Various aspects can be tested and quicker feedback can be got from the user

The client easily gets the quality product.

The developer can interact with the user during the development cycle of prototype

Disadvantages of prototyping

The Developer can misunderstand the objectives of user.

User can get confused in prototype and the final software product.

There can be Insufficient analysis

Developer attachment to prototype

The development time of prototype is

The extra expenses are to be made for implementing prototyping

The user can provide the full support till then the program cannot be developed to a high standard.

Due to the changes the Structure of system can be damaged

It is not suitable for large applications

If it goes for longer time periods then the consumers loses the interest in the project and can cancel the project development agreement because no further need in market.

Areas of prototyping where it can be used very effectively:

The prototyping cannot be used all the time so there are some systems where the prototyping must be used and it will be more beneficial.

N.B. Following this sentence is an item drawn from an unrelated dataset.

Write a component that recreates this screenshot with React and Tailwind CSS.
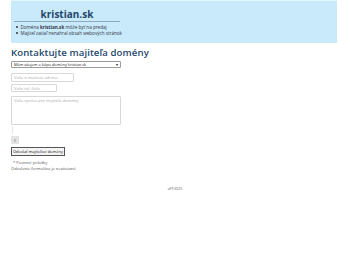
const Bullet = ({ children }) => (
  <div className="flex items-center h-[6px]">
    <span className="w-[1.5px] h-[1.5px] rounded-full bg-[#334] mr-[3px]" />
    <span>{children}</span>
  </div>
);

const App = () => {
  return (
    <div className="w-[350px] h-[262px] bg-white font-['Open_Sans',sans-serif] text-[#333] text-[4px] leading-[5px]">
      <div className="ml-[11px] w-[326px] h-[43px] bg-[#c8eafb] border-t border-[#e3f5fe] pt-[6px]">
        <div className="w-[106px] ml-[3px] border-b border-[#8fa9bf] text-center text-[10px] leading-[14px] font-bold text-[#24476b]">
          kristian.sk
        </div>
        <div className="mt-[2px] ml-[5px] text-[4.6px] leading-[6px] text-[#334]">
          <Bullet>
            Doména <b>kristian.sk</b> môže byť na predaj
          </Bullet>
          <Bullet>Majiteľ zatiaľ nenahral obsah webových stránok</Bullet>
        </div>
      </div>

      <div className="ml-[11px] mt-[3px] flex flex-col items-start">
        <h1 className="text-[9.6px] leading-[13px] font-semibold text-[#24476b] tracking-[0.1px]">
          Kontaktujte majiteľa domény
        </h1>
        <div className="mt-[2px] w-[110px] h-[7px] border border-[#9a9a9a] rounded-[1px] flex items-center justify-between px-[2px] text-[3.9px] text-[#222]">
          <span>Mám záujem o kúpu domény kristian.sk</span>
          <span className="text-[4px] leading-none">▾</span>
        </div>
        <div className="mt-[5px] w-[63px] h-[9px] border border-[#d8d8d8] rounded-[1px] px-[2px] flex items-center text-[4.2px] text-[#aaa]">
          Vaša e-mailová adresa
        </div>
        <div className="mt-[2px] w-[46px] h-[8px] border border-[#d8d8d8] rounded-[1px] px-[2px] flex items-center text-[4.2px] text-[#aaa]">
          Vaše tel. číslo
        </div>
        <div className="mt-[4px] w-[110px] h-[29px] border border-[#d8d8d8] rounded-[1px] px-[2px] pt-[1px] text-[4.2px] text-[#aaa]">
          Vaša správa pre majiteľa domény
        </div>
        <div className="mt-[1px] ml-[1px] w-px h-[8px] bg-[#e6e6e6]" />
        <div className="mt-[2px] w-[8px] h-[8px] bg-[#e4e4e4] flex items-center justify-center text-[4px] text-[#333]">
          €
        </div>
        <div className="mt-[3px] h-[9px] px-[1px] border border-[#555] bg-[#f4f4f4] flex items-center justify-center whitespace-nowrap text-[4px] text-[#111]">
          Odoslať majiteľovi domény
        </div>
        <div className="mt-[4px] ml-[2px] text-[4.1px] leading-[5px] text-[#555]">* Povinné položky</div>
        <div className="mt-[1px] text-[4.1px] leading-[5px] text-[#555]">Odoslanie formulára je nezáväzné</div>
      </div>

      <div className="mt-[15px] text-center text-[3.8px] text-[#666]">aFF2025</div>
    </div>
  );
};

export default App;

The systems are those which have large interaction with the users.

The prototyping is very much effective and useful in the analysis and the development of online systems, like transaction processing; where the screen dialogues are interact with the user need. The more benefit can be obtained if the interaction between the computer system and the user is greater so we can build faster systems and the user can easily interact with it.

The Systems which require little user interaction, like the batch processors or the systems which automatically do calculations, they gain less benefit from prototyping. Sometimes, the coding needed to perform the system functions may be too intensive and the potential gains that prototyping could provide are too small.

For designing the good human- computer interfaces, prototyping is very useful. The rapid prototyping is used as a tool for iterative user requirements engineering and human-computer interface design.